Declaring that he is in the race for the long haul, former House Speaker Newt Gingrich floated the possibility Tuesday night that Republicans may have the first “open convention” since 1940.
“I’m certainly in it all the way to the convention. We’ll see what happens,” Gingrich told CNN. “At the rate we’re going, you could have the first open convention since 1940 which would give you something to cover that you would just love.”
In the 1940 Republican National Convention — the first televised contest — Wendell Willkie of Indiana was nominated for president on the sixth ballot in Philadelphia, according to various reference sources.
Gingrich insisted that a protracted nomination fight will not necessarily be harmful to the Republican Party, pointing to Sen. John McCain’s relatively early victory in 2008.
“If you remember Barack Obama and Hillary Clinton were in a contest all the way up to mid June. It didn’t seem to hurt them,” he said. “I think we’re going to be a party of better new ideas and better new solutions as a result of this process.”
While the Gingrich campaign has placed little emphasis on the three contests taking place Tuesday night in Colorado, Minnesota, and Missouri, Gingrich predicted that Romney will not do as well as he did in 2008 in those states. Missouri has no delegates at stake in its primary.

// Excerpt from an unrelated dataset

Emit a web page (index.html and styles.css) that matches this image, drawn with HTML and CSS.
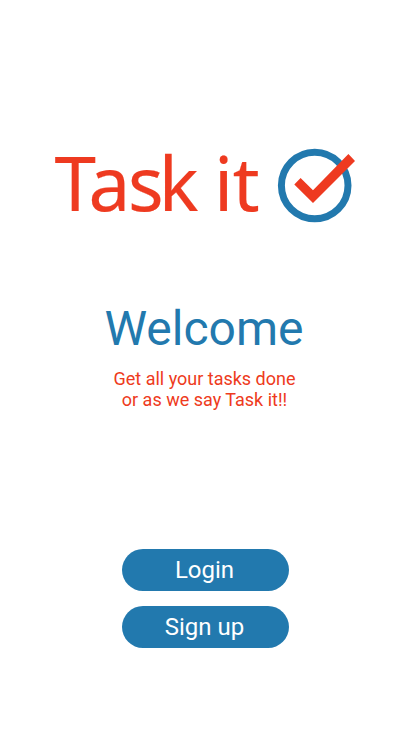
FILE: index.html
```html
<!DOCTYPE html>
<html lang="en">
<head>
<meta charset="utf-8">
<title>Task it</title>
<link rel="stylesheet" href="styles.css">
</head>
<body>
<main class="screen">
  <svg class="logo" viewBox="45 140 321 90" role="img" aria-label="Task it">
    <text class="wordmark" y="210.800" x="54.400 88.400 128 158.700 200 214 232.700">Task it</text>
    <circle class="ring" cx="314.700" cy="185.500" r="33.300"/>
    <path class="tick" d="M294.300 184.400 300.600 178 313 190.200 348.400 154 355 161 313 203Z"/>
  </svg>
  <h1 class="title">Welcome</h1>
  <p class="tagline">Get all your tasks done<br>or as we say Task it!!</p>
  <div class="actions">
    <button class="button">Login</button>
    <button class="button">Sign up</button>
  </div>
</main>
</body>
</html>
```
FILE: styles.css
```css
body { margin: 0; background: #fff; font-family: Roboto, sans-serif; }
.screen { height: 731px; box-sizing: border-box; padding-top: 140px; display: flex; flex-direction: column; align-items: center; }
.logo { width: 321px; height: 90px; overflow: visible; }
.wordmark { font: 74.5px "Noto Sans", sans-serif; fill: #ee3a20; stroke: #ee3a20; stroke-width: .2; }
.ring { fill: none; stroke: #2279ae; stroke-width: 7; }
.tick { fill: #ee3a20; }
.title { margin: 71px 3px 0 0; font-size: 48px; line-height: 56px; font-weight: 400; color: #2279ae; }
.tagline { margin: 11px 2px 0 0; font-size: 18px; line-height: 21px; text-align: center; color: #ee3a20; }
.actions { margin-top: 139px; display: flex; flex-direction: column; gap: 15px; }
.button { width: 167px; height: 42px; padding: 0 2px 0 0; border: 0; border-radius: 21px; background: #2279ae; color: #fff; font: 24px Roboto, sans-serif; }
```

“I think the big story coming out tonight is it’s very hard for the elite media to portray Gov. Romney as the inevitable nominee after tonight’s over,” said Gingrich, adding that Romney was down by 20 points heading into the Colorado contest and by a similar margin in Minnesota.
Gingrich said that he has been focusing on winning the battleground state of Ohio during the March 6 Super Tuesday battle, when voters in 10 states head to the polls.
“We, I think, have a very real chance of winning Ohio so it’s very exciting to be here,” said Gingrich, who is also focusing on Arizona and Michigan on Feb. 28 and Tennessee and Georgia on Super Tuesday.
“I think we’re going to do very well on Super Tuesday. We’re going to compete very intensely in Arizona and Michigan,” he said, noting that he spoke with Texas Gov. Rick Perry earlier today. Perry endorsed Gingrich after dropping out of the presidential race in January.
“We have a very strong operation in Texas. We have a very strong operation in Georgia. Our goal is through Super Tuesday; we then go to Alabama and Mississippi and then we go to Texas,” according to Gingrich.
He plans to close the gap with former Massachusetts Gov. Mitt Romney by April.
“Our hope is, by the time we get to Texas on April 6, that we’ll basically be pretty close to a tie with Gov. Romney,” Gingrich declared.
He added that he would be willing to participate in additional debates prior to this year’s Republican National Convention in Tampa. The next debate is Feb. 22.
“Most people believe that I won 15 out of 17 debates and tied one and probably, you could argue, I lost one,” Gingrich said. “I would love the opportunity to have a head-on with Romney with no moderator, just a time keeper. Let’s take a couple of big ideas. Let’s talk about them together.”